__Supplied information__.
= = =

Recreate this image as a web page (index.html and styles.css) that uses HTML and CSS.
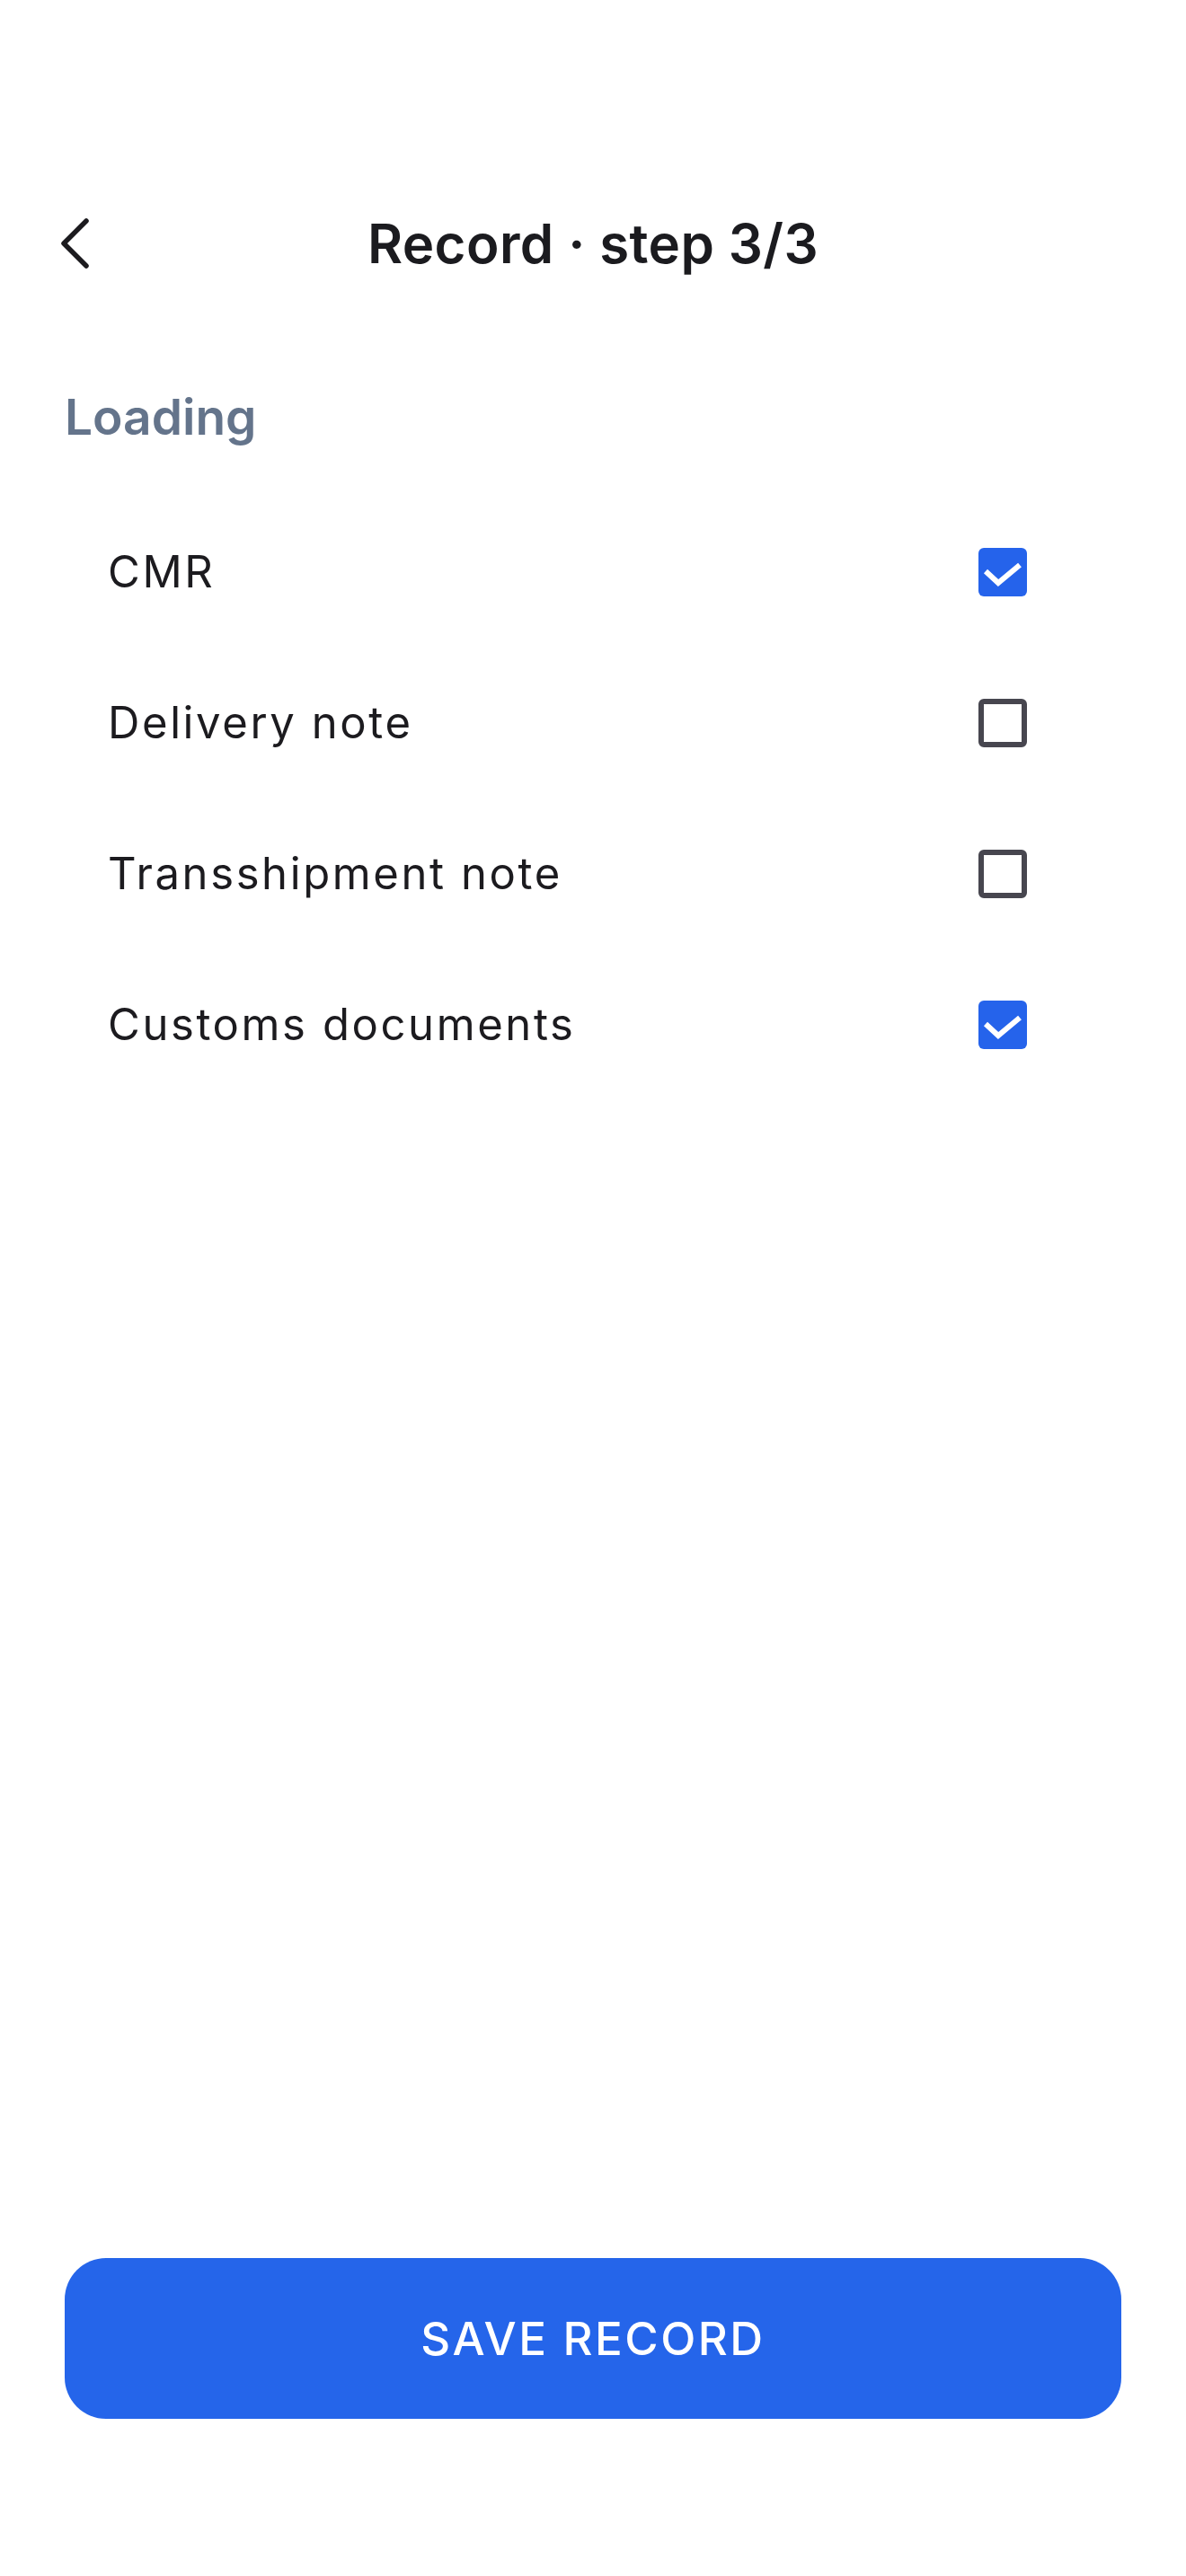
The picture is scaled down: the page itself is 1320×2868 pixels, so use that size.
FILE: index.html
```html
<!DOCTYPE html>
<html lang="en">
<head>
<meta charset="utf-8">
<title>Record · step 3/3</title>
<link rel="stylesheet" href="styles.css">
</head>
<body>
<div class="screen">
  <header class="topbar">
    <button class="back" aria-label="Back">
      <svg width="40" height="64" viewBox="0 0 40 64" aria-hidden="true">
        <path d="M34 7 L9 32 L34 57" fill="none" stroke="#1c1b1f" stroke-width="5.5" stroke-linecap="round" stroke-linejoin="round"/>
      </svg>
    </button>
    <h1 class="title">Record · step 3/3</h1>
    <span class="spacer"></span>
  </header>

  <main class="content">
    <h2 class="section">Loading</h2>
    <ul class="list">
      <li class="row"><span class="label">CMR</span><span class="box checked"><svg viewBox="0 0 54 54" width="54" height="54" aria-hidden="true"><path d="M8 26 L22 39 L46 19" fill="none" stroke="#fff" stroke-width="6"/></svg></span></li>
      <li class="row"><span class="label">Delivery note</span><span class="box"></span></li>
      <li class="row"><span class="label">Transshipment note</span><span class="box"></span></li>
      <li class="row"><span class="label">Customs documents</span><span class="box checked"><svg viewBox="0 0 54 54" width="54" height="54" aria-hidden="true"><path d="M8 26 L22 39 L46 19" fill="none" stroke="#fff" stroke-width="6"/></svg></span></li>
    </ul>
  </main>

  <footer class="actions">
    <button class="primary">SAVE RECORD</button>
  </footer>
</div>
</body>
</html>
```

FILE: styles.css
```css
* { box-sizing: border-box; }
html, body { margin: 0; padding: 0; background: #ffffff; }
body { font-family: Inter, "Noto Sans", "Liberation Sans", sans-serif; color: #1c1b1f; }

.screen {
  width: 1320px;
  min-height: 2868px;
  display: flex;
  flex-direction: column;
}

.topbar {
  display: grid;
  grid-template-columns: 1fr auto 1fr;
  align-items: center;
  height: 80px;
  margin-top: 231px;
  padding-left: 62px;
}
.back {
  justify-self: start;
  background: none;
  border: 0;
  padding: 0;
  width: 40px;
  height: 64px;
  display: flex;
}
.title {
  margin: 0;
  font-size: 60px;
  line-height: 80px;
  font-weight: 600;
  color: #1b1b1f;
  letter-spacing: 0.4px;
  margin-left: -62px;
}

.content {
  flex: 1;
  padding: 120px 72px 0;
}
.section {
  margin: 0;
  font-size: 55px;
  line-height: 66px;
  font-weight: 600;
  color: #64748b;
}
.list {
  list-style: none;
  margin: 55px 0 0;
  padding: 0;
}
.row {
  height: 168px;
  display: flex;
  align-items: center;
  justify-content: space-between;
  padding: 0 105px 0 48px;
}
.label {
  font-size: 49px;
  line-height: 60px;
  letter-spacing: 2.6px;
  color: #1c1b1f;
  margin-top: 2px;
}
.box {
  width: 54px;
  height: 54px;
  border: 6px solid #47464f;
  border-radius: 6px;
  display: block;
  position: relative;
  margin-top: 2px;
}
.box.checked {
  border: 0;
  background: #2563eb;
}
.box.checked svg { display: block; }

.actions {
  padding: 0 72px 175px;
}
.primary {
  width: 100%;
  height: 179px;
  border: 0;
  border-radius: 46px;
  background: #2565ea;
  color: #ffffff;
  font-family: Inter, "Noto Sans", "Liberation Sans", sans-serif;
  font-size: 51px;
  font-weight: 500;
  letter-spacing: 2.5px;
  display: flex;
  align-items: center;
  justify-content: center;
}
```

= = =

__Written problem__. Each line above is to be copied verbatim. Drop any image from the copy.

__Correct response__.
Recreate this image as a web page (index.html and styles.css) that uses HTML and CSS.
The picture is scaled down: the page itself is 1320×2868 pixels, so use that size.
FILE: index.html
```html
<!DOCTYPE html>
<html lang="en">
<head>
<meta charset="utf-8">
<title>Record · step 3/3</title>
<link rel="stylesheet" href="styles.css">
</head>
<body>
<div class="screen">
  <header class="topbar">
    <button class="back" aria-label="Back">
      <svg width="40" height="64" viewBox="0 0 40 64" aria-hidden="true">
        <path d="M34 7 L9 32 L34 57" fill="none" stroke="#1c1b1f" stroke-width="5.5" stroke-linecap="round" stroke-linejoin="round"/>
      </svg>
    </button>
    <h1 class="title">Record · step 3/3</h1>
    <span class="spacer"></span>
  </header>

  <main class="content">
    <h2 class="section">Loading</h2>
    <ul class="list">
      <li class="row"><span class="label">CMR</span><span class="box checked"><svg viewBox="0 0 54 54" width="54" height="54" aria-hidden="true"><path d="M8 26 L22 39 L46 19" fill="none" stroke="#fff" stroke-width="6"/></svg></span></li>
      <li class="row"><span class="label">Delivery note</span><span class="box"></span></li>
      <li class="row"><span class="label">Transshipment note</span><span class="box"></span></li>
      <li class="row"><span class="label">Customs documents</span><span class="box checked"><svg viewBox="0 0 54 54" width="54" height="54" aria-hidden="true"><path d="M8 26 L22 39 L46 19" fill="none" stroke="#fff" stroke-width="6"/></svg></span></li>
    </ul>
  </main>

  <footer class="actions">
    <button class="primary">SAVE RECORD</button>
  </footer>
</div>
</body>
</html>
```

FILE: styles.css
```css
* { box-sizing: border-box; }
html, body { margin: 0; padding: 0; background: #ffffff; }
body { font-family: Inter, "Noto Sans", "Liberation Sans", sans-serif; color: #1c1b1f; }

.screen {
  width: 1320px;
  min-height: 2868px;
  display: flex;
  flex-direction: column;
}

.topbar {
  display: grid;
  grid-template-columns: 1fr auto 1fr;
  align-items: center;
  height: 80px;
  margin-top: 231px;
  padding-left: 62px;
}
.back {
  justify-self: start;
  background: none;
  border: 0;
  padding: 0;
  width: 40px;
  height: 64px;
  display: flex;
}
.title {
  margin: 0;
  font-size: 60px;
  line-height: 80px;
  font-weight: 600;
  color: #1b1b1f;
  letter-spacing: 0.4px;
  margin-left: -62px;
}

.content {
  flex: 1;
  padding: 120px 72px 0;
}
.section {
  margin: 0;
  font-size: 55px;
  line-height: 66px;
  font-weight: 600;
  color: #64748b;
}
.list {
  list-style: none;
  margin: 55px 0 0;
  padding: 0;
}
.row {
  height: 168px;
  display: flex;
  align-items: center;
  justify-content: space-between;
  padding: 0 105px 0 48px;
}
.label {
  font-size: 49px;
  line-height: 60px;
  letter-spacing: 2.6px;
  color: #1c1b1f;
  margin-top: 2px;
}
.box {
  width: 54px;
  height: 54px;
  border: 6px solid #47464f;
  border-radius: 6px;
  display: block;
  position: relative;
  margin-top: 2px;
}
.box.checked {
  border: 0;
  background: #2563eb;
}
.box.checked svg { display: block; }

.actions {
  padding: 0 72px 175px;
}
.primary {
  width: 100%;
  height: 179px;
  border: 0;
  border-radius: 46px;
  background: #2565ea;
  color: #ffffff;
  font-family: Inter, "Noto Sans", "Liberation Sans", sans-serif;
  font-size: 51px;
  font-weight: 500;
  letter-spacing: 2.5px;
  display: flex;
  align-items: center;
  justify-content: center;
}
```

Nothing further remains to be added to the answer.